## Written task:
State how many lines hold the string "this". Give the number and nothing else.
==*==
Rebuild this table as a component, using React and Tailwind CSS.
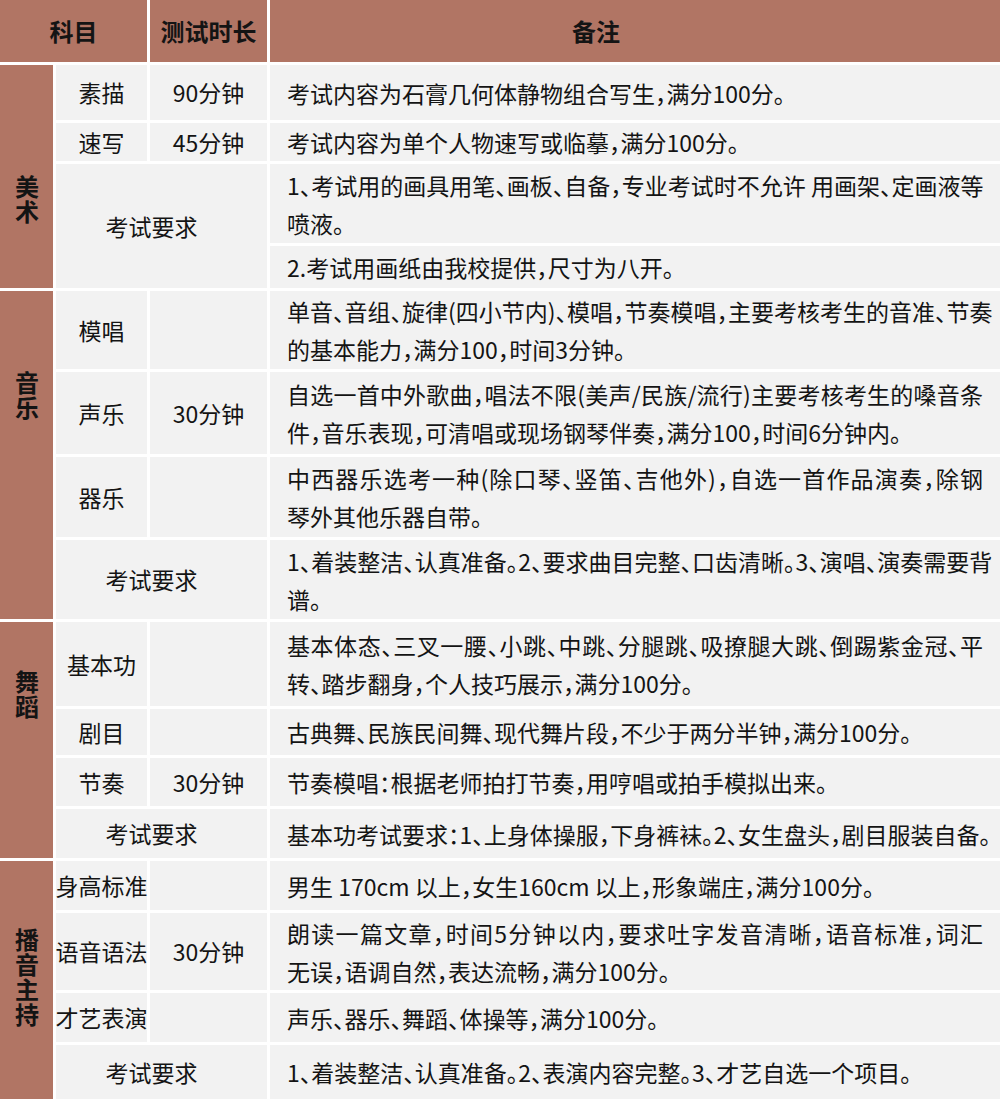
import React from "react";

const FONT = "font-['Noto_Sans_CJK_SC','Noto_Sans',sans-serif]";

function Notes({ lines }) {
  return (
    <div className="pl-[17px] whitespace-nowrap [font-feature-settings:'halt'] text-[23px] leading-[38px]">
      {lines.map((l, i) =>
        i < lines.length - 1 ? (
          <div key={i} className="w-[696px] text-justify [text-align-last:justify]">{l}</div>
        ) : (
          <div key={i}>{l}</div>
        )
      )}
    </div>
  );
}

function Cat({ text }) {
  return (
    <span className="[writing-mode:vertical-rl] [text-orientation:upright] text-[24px] leading-[24px] tracking-[1px] font-bold">
      {text}
    </span>
  );
}

export default function App() {
  return (
    <div className={`w-[1000px] h-[1099px] overflow-hidden bg-white text-[#141414] ${FONT}`}>
      <div className="grid grid-cols-[53px_91px_117px_1fr] grid-rows-[62px_55px_38px_79px_42px_78px_82px_80px_79px_84px_46px_48px_49px_49px_77px_49px_54px] gap-[3px] whitespace-nowrap">
        {/* Header */}
        <div className="[grid-row:1/2] [grid-column:1/3] bg-[#b17564] flex items-center justify-center text-[24px] font-bold">科目</div>
        <div className="[grid-row:1/2] [grid-column:3/4] bg-[#b17564] flex items-center justify-center text-[24px] font-bold">测试时长</div>
        <div className="[grid-row:1/2] [grid-column:4/5] bg-[#b17564] flex items-center pl-[302px] text-[24px] font-bold">备注</div>

        {/* 美术 */}
        <div className="[grid-row:2/6] [grid-column:1/2] bg-[#b17564] flex justify-center pt-[110px]">
          <Cat text="美术" />
        </div>
        <div className="[grid-row:2/3] [grid-column:2/3] bg-[#f2f2f2] flex items-center justify-center text-[23px]">素描</div>
        <div className="[grid-row:2/3] [grid-column:3/4] bg-[#f2f2f2] flex items-center justify-center text-[23px]">90分钟</div>
        <div className="[grid-row:2/3] [grid-column:4/5] bg-[#f2f2f2] flex items-center"><Notes lines={["考试内容为石膏几何体静物组合写生，满分100分。"]} /></div>

        <div className="[grid-row:3/4] [grid-column:2/3] bg-[#f2f2f2] flex items-center justify-center text-[23px]">速写</div>
        <div className="[grid-row:3/4] [grid-column:3/4] bg-[#f2f2f2] flex items-center justify-center text-[23px]">45分钟</div>
        <div className="[grid-row:3/4] [grid-column:4/5] bg-[#f2f2f2] flex items-center"><Notes lines={["考试内容为单个人物速写或临摹，满分100分。"]} /></div>

        <div className="[grid-row:4/6] [grid-column:2/4] bg-[#f2f2f2] flex items-center justify-center pr-[20px] text-[23px]">考试要求</div>
        <div className="[grid-row:4/5] [grid-column:4/5] bg-[#f2f2f2] flex items-center"><Notes lines={["1、考试用的画具用笔、画板、自备，专业考试时不允许 用画架、定画液等", "喷液。"]} /></div>
        <div className="[grid-row:5/6] [grid-column:4/5] bg-[#f2f2f2] flex items-center"><Notes lines={["2.考试用画纸由我校提供，尺寸为八开。"]} /></div>

        {/* 音乐 */}
        <div className="[grid-row:6/10] [grid-column:1/2] bg-[#b17564] flex justify-center pt-[80px]">
          <Cat text="音乐" />
        </div>
        <div className="[grid-row:6/7] [grid-column:2/3] bg-[#f2f2f2] flex items-center justify-center text-[23px]">模唱</div>
        <div className="[grid-row:6/7] [grid-column:3/4] bg-[#f2f2f2]"></div>
        <div className="[grid-row:6/7] [grid-column:4/5] bg-[#f2f2f2] flex items-center"><Notes lines={["单音、音组、旋律(四小节内)、模唱，节奏模唱，主要考核考生的音准、节奏", "的基本能力，满分100，时间3分钟。"]} /></div>

        <div className="[grid-row:7/8] [grid-column:2/3] bg-[#f2f2f2] flex items-center justify-center text-[23px]">声乐</div>
        <div className="[grid-row:7/8] [grid-column:3/4] bg-[#f2f2f2] flex items-center justify-center text-[23px]">30分钟</div>
        <div className="[grid-row:7/8] [grid-column:4/5] bg-[#f2f2f2] flex items-center"><Notes lines={["自选一首中外歌曲，唱法不限(美声/民族/流行)主要考核考生的嗓音条", "件，音乐表现，可清唱或现场钢琴伴奏，满分100，时间6分钟内。"]} /></div>

        <div className="[grid-row:8/9] [grid-column:2/3] bg-[#f2f2f2] flex items-center justify-center text-[23px]">器乐</div>
        <div className="[grid-row:8/9] [grid-column:3/4] bg-[#f2f2f2]"></div>
        <div className="[grid-row:8/9] [grid-column:4/5] bg-[#f2f2f2] flex items-center"><Notes lines={["中西器乐选考一种(除口琴、竖笛、吉他外)，自选一首作品演奏，除钢", "琴外其他乐器自带。"]} /></div>

        <div className="[grid-row:9/10] [grid-column:2/4] bg-[#f2f2f2] flex items-center justify-center pr-[20px] text-[23px]">考试要求</div>
        <div className="[grid-row:9/10] [grid-column:4/5] bg-[#f2f2f2] flex items-center"><Notes lines={["1、着装整洁、认真准备。2、要求曲目完整、口齿清晰。3、演唱、演奏需要背", "谱。"]} /></div>

        {/* 舞蹈 */}
        <div className="[grid-row:10/14] [grid-column:1/2] bg-[#b17564] flex justify-center pt-[48px]">
          <Cat text="舞蹈" />
        </div>
        <div className="[grid-row:10/11] [grid-column:2/3] bg-[#f2f2f2] flex items-center justify-center text-[23px]">基本功</div>
        <div className="[grid-row:10/11] [grid-column:3/4] bg-[#f2f2f2]"></div>
        <div className="[grid-row:10/11] [grid-column:4/5] bg-[#f2f2f2] flex items-center"><Notes lines={["基本体态、三叉一腰、小跳、中跳、分腿跳、吸撩腿大跳、倒踢紫金冠、平", "转、踏步翻身，个人技巧展示，满分100分。"]} /></div>

        <div className="[grid-row:11/12] [grid-column:2/3] bg-[#f2f2f2] flex items-center justify-center text-[23px]">剧目</div>
        <div className="[grid-row:11/12] [grid-column:3/4] bg-[#f2f2f2]"></div>
        <div className="[grid-row:11/12] [grid-column:4/5] bg-[#f2f2f2] flex items-center"><Notes lines={["古典舞、民族民间舞、现代舞片段，不少于两分半钟，满分100分。"]} /></div>

        <div className="[grid-row:12/13] [grid-column:2/3] bg-[#f2f2f2] flex items-center justify-center text-[23px]">节奏</div>
        <div className="[grid-row:12/13] [grid-column:3/4] bg-[#f2f2f2] flex items-center justify-center text-[23px]">30分钟</div>
        <div className="[grid-row:12/13] [grid-column:4/5] bg-[#f2f2f2] flex items-center"><Notes lines={["节奏模唱：根据老师拍打节奏，用哼唱或拍手模拟出来。"]} /></div>

        <div className="[grid-row:13/14] [grid-column:2/4] bg-[#f2f2f2] flex items-center justify-center pr-[20px] text-[23px]">考试要求</div>
        <div className="[grid-row:13/14] [grid-column:4/5] bg-[#f2f2f2] flex items-center"><Notes lines={["基本功考试要求：1、上身体操服，下身裤袜。2、女生盘头，剧目服装自备。"]} /></div>

        {/* 播音主持 */}
        <div className="[grid-row:14/18] [grid-column:1/2] bg-[#b17564] flex justify-center pt-[67px]">
          <Cat text="播音主持" />
        </div>
        <div className="[grid-row:14/15] [grid-column:2/3] bg-[#f2f2f2] flex items-center justify-center text-[23px]">身高标准</div>
        <div className="[grid-row:14/15] [grid-column:3/4] bg-[#f2f2f2]"></div>
        <div className="[grid-row:14/15] [grid-column:4/5] bg-[#f2f2f2] flex items-center"><Notes lines={["男生 170cm 以上，女生160cm 以上，形象端庄，满分100分。"]} /></div>

        <div className="[grid-row:15/16] [grid-column:2/3] bg-[#f2f2f2] flex items-center justify-center text-[23px]">语音语法</div>
        <div className="[grid-row:15/16] [grid-column:3/4] bg-[#f2f2f2] flex items-center justify-center text-[23px]">30分钟</div>
        <div className="[grid-row:15/16] [grid-column:4/5] bg-[#f2f2f2] flex items-center"><Notes lines={["朗读一篇文章，时间5分钟以内，要求吐字发音清晰，语音标准，词汇", "无误，语调自然，表达流畅，满分100分。"]} /></div>

        <div className="[grid-row:16/17] [grid-column:2/3] bg-[#f2f2f2] flex items-center justify-center text-[23px]">才艺表演</div>
        <div className="[grid-row:16/17] [grid-column:3/4] bg-[#f2f2f2]"></div>
        <div className="[grid-row:16/17] [grid-column:4/5] bg-[#f2f2f2] flex items-center"><Notes lines={["声乐、器乐、舞蹈、体操等，满分100分。"]} /></div>

        <div className="[grid-row:17/18] [grid-column:2/4] bg-[#f2f2f2] flex items-center justify-center pr-[20px] text-[23px]">考试要求</div>
        <div className="[grid-row:17/18] [grid-column:4/5] bg-[#f2f2f2] flex items-center"><Notes lines={["1、着装整洁、认真准备。2、表演内容完整。3、才艺自选一个项目。"]} /></div>
      </div>
    </div>
  );
}
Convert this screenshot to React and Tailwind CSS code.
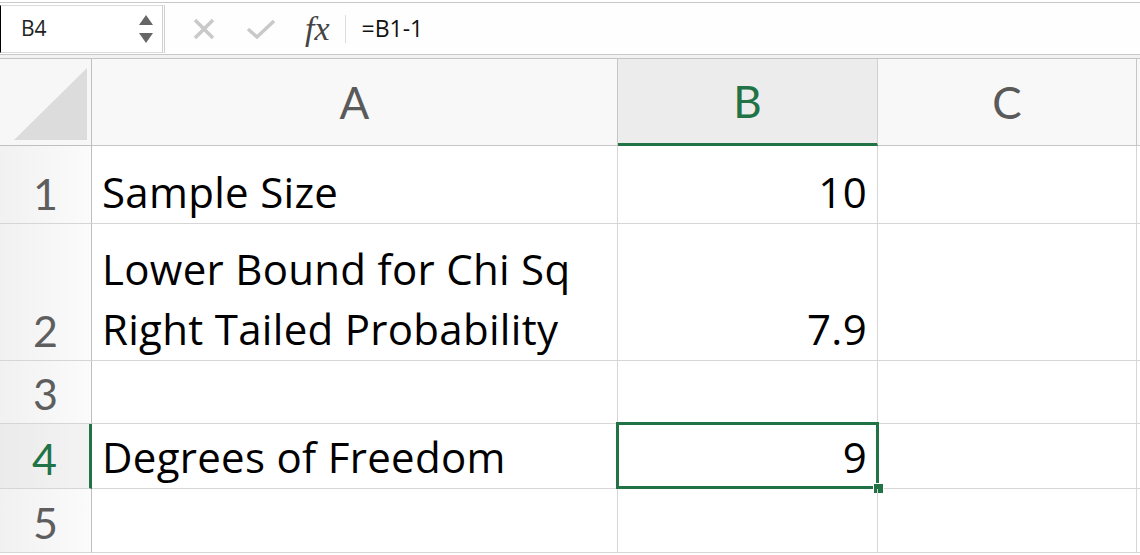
==*==
## Task result:
2